:: Source material ::
▬▬▬

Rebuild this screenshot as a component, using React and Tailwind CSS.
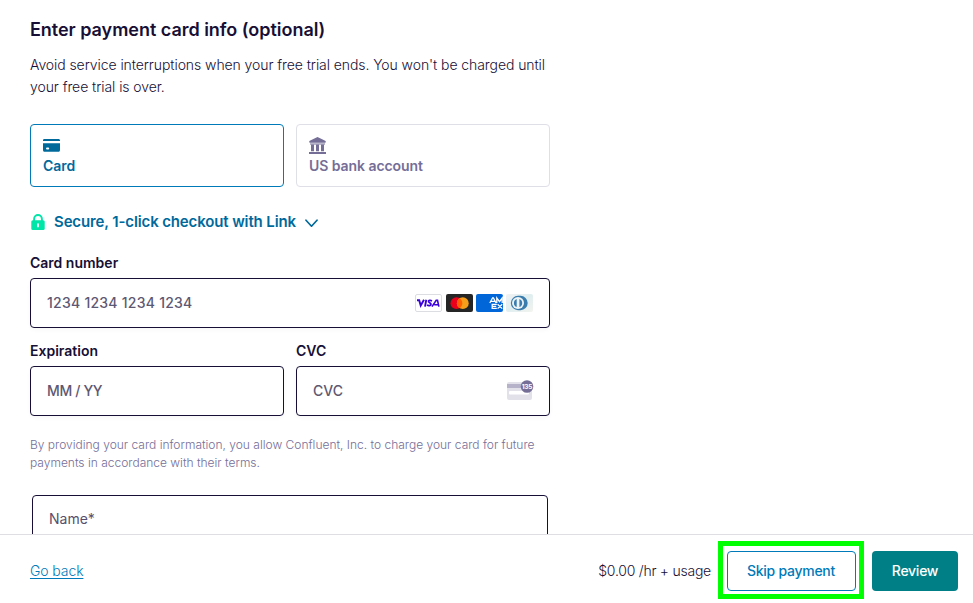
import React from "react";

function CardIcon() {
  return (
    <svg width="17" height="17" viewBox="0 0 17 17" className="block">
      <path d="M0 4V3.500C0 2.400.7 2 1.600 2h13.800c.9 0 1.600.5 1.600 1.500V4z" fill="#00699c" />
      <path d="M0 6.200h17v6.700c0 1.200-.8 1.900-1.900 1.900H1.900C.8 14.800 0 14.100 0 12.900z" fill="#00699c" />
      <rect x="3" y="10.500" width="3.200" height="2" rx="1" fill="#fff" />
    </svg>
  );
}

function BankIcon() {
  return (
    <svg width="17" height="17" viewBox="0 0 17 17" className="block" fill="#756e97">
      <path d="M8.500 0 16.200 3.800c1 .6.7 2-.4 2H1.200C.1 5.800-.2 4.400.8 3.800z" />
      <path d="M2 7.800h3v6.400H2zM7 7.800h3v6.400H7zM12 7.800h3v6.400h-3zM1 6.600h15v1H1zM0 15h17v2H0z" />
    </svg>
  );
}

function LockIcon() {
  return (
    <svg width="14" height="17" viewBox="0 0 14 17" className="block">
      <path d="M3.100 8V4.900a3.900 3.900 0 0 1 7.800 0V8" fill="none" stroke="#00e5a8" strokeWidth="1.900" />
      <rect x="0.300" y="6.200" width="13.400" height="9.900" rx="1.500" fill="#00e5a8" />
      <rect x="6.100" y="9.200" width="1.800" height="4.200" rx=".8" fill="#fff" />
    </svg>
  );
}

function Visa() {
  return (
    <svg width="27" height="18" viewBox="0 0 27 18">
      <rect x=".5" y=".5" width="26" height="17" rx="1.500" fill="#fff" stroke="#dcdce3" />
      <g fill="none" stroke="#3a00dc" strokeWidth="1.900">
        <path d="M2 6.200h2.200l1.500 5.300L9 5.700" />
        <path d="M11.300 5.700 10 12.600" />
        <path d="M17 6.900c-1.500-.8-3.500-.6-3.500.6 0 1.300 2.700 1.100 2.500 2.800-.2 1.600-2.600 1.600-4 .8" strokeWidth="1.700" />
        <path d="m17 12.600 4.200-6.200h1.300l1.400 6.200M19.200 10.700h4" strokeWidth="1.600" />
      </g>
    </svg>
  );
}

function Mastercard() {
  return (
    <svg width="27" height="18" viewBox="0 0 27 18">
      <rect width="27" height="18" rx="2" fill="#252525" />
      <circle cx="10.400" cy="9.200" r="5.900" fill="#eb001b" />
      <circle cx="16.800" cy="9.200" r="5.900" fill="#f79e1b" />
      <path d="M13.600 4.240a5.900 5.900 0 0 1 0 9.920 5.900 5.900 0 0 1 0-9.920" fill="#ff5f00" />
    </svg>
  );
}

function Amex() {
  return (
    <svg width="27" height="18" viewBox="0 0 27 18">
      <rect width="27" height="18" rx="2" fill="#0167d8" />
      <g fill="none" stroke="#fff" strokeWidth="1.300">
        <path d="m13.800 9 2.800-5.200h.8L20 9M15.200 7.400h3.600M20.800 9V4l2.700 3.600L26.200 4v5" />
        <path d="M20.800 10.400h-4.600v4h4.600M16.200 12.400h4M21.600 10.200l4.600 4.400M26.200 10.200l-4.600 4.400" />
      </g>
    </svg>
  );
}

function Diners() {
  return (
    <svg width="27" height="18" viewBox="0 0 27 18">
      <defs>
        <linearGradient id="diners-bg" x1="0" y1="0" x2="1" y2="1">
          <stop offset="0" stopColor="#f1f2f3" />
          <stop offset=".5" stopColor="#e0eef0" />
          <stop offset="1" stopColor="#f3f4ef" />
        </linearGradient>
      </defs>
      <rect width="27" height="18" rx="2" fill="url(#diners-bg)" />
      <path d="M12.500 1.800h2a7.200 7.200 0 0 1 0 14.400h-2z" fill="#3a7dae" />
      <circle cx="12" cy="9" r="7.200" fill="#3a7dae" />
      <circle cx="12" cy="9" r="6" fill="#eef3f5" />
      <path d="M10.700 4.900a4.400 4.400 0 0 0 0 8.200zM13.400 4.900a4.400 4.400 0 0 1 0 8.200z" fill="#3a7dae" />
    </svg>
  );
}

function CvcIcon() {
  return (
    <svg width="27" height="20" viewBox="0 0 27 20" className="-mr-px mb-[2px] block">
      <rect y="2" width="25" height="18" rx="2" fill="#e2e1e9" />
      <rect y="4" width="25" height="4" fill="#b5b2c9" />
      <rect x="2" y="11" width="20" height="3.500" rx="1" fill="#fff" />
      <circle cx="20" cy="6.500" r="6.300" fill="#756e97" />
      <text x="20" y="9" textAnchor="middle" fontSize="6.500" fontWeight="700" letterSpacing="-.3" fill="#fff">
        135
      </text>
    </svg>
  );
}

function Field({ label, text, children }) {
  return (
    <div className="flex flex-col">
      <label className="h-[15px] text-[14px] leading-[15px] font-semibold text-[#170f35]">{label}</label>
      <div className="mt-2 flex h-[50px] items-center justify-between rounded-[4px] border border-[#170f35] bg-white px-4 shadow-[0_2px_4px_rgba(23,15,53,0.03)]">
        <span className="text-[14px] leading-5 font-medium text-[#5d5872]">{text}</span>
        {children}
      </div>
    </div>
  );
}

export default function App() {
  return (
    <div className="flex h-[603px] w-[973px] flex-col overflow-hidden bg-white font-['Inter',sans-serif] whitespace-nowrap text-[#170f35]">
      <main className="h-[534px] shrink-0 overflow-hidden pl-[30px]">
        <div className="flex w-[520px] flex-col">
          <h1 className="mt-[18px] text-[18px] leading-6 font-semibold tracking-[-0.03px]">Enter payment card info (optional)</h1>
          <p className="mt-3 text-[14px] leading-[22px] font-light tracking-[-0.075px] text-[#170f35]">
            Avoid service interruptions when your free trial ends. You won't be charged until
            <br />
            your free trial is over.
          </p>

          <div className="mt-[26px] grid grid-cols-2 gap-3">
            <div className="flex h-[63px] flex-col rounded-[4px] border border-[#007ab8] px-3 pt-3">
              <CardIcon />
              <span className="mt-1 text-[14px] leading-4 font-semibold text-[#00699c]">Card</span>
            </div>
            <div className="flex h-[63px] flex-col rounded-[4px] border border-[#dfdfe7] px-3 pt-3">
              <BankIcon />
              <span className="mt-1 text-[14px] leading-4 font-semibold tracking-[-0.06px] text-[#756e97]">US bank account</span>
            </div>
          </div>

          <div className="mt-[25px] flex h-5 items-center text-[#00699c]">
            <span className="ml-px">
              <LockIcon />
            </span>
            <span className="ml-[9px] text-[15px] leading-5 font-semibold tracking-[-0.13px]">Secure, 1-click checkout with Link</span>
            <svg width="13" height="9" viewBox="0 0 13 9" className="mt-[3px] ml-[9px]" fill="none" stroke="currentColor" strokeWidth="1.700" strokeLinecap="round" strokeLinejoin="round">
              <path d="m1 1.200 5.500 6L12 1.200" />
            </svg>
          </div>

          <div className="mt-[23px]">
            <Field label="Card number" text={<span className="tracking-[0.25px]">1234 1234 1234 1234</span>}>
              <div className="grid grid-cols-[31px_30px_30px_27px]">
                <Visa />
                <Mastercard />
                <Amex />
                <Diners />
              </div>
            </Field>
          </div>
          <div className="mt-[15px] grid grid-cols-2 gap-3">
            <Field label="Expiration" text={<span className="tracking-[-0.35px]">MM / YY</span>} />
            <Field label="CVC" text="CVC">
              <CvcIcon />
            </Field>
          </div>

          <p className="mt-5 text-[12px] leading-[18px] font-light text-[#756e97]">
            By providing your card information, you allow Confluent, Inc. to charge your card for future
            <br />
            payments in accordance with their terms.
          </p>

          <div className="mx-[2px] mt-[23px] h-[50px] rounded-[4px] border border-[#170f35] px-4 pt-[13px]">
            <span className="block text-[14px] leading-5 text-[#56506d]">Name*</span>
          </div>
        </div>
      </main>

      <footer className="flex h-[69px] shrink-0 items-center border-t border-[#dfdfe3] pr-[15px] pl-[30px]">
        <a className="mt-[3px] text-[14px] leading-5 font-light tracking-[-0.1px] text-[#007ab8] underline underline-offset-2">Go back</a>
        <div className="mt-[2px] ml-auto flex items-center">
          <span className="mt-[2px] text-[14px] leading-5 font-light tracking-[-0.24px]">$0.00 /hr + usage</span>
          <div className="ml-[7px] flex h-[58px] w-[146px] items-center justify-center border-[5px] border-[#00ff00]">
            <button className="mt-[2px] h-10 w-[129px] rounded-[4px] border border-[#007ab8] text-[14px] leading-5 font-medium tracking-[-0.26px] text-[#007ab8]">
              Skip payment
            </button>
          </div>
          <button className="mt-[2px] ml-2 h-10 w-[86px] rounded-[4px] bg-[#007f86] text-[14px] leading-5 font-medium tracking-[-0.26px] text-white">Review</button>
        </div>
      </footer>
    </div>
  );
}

▬▬▬

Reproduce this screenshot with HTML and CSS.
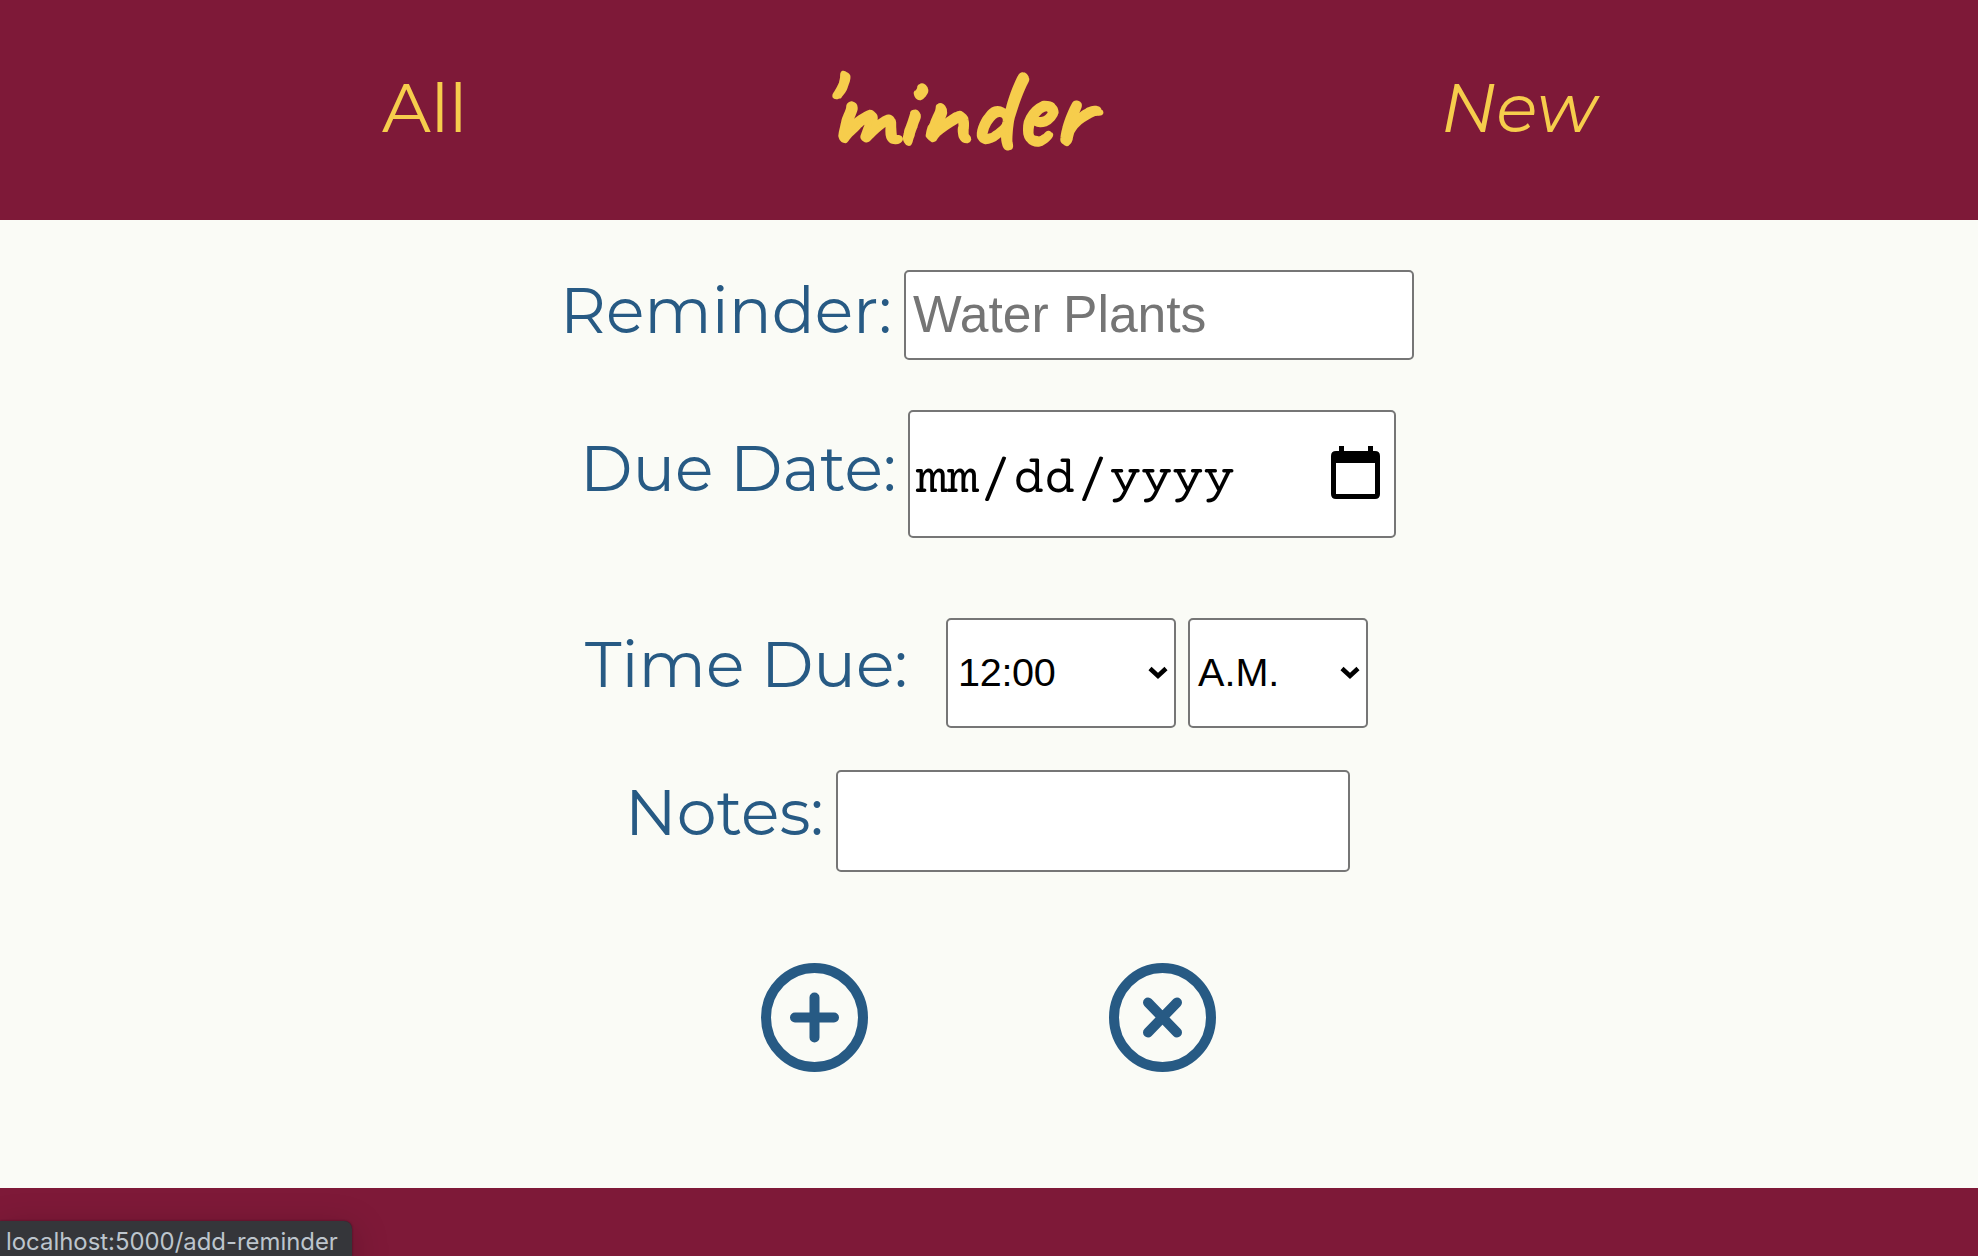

▬▬▬

:: Task goal ::
Transcribe exactly the lines between the one containing "Rebuild this screenshot" and the one containing "import React from", counting both ends. Pictures are not copied.

:: Answer to this task ::
Rebuild this screenshot as a component, using React and Tailwind CSS.
import React from "react";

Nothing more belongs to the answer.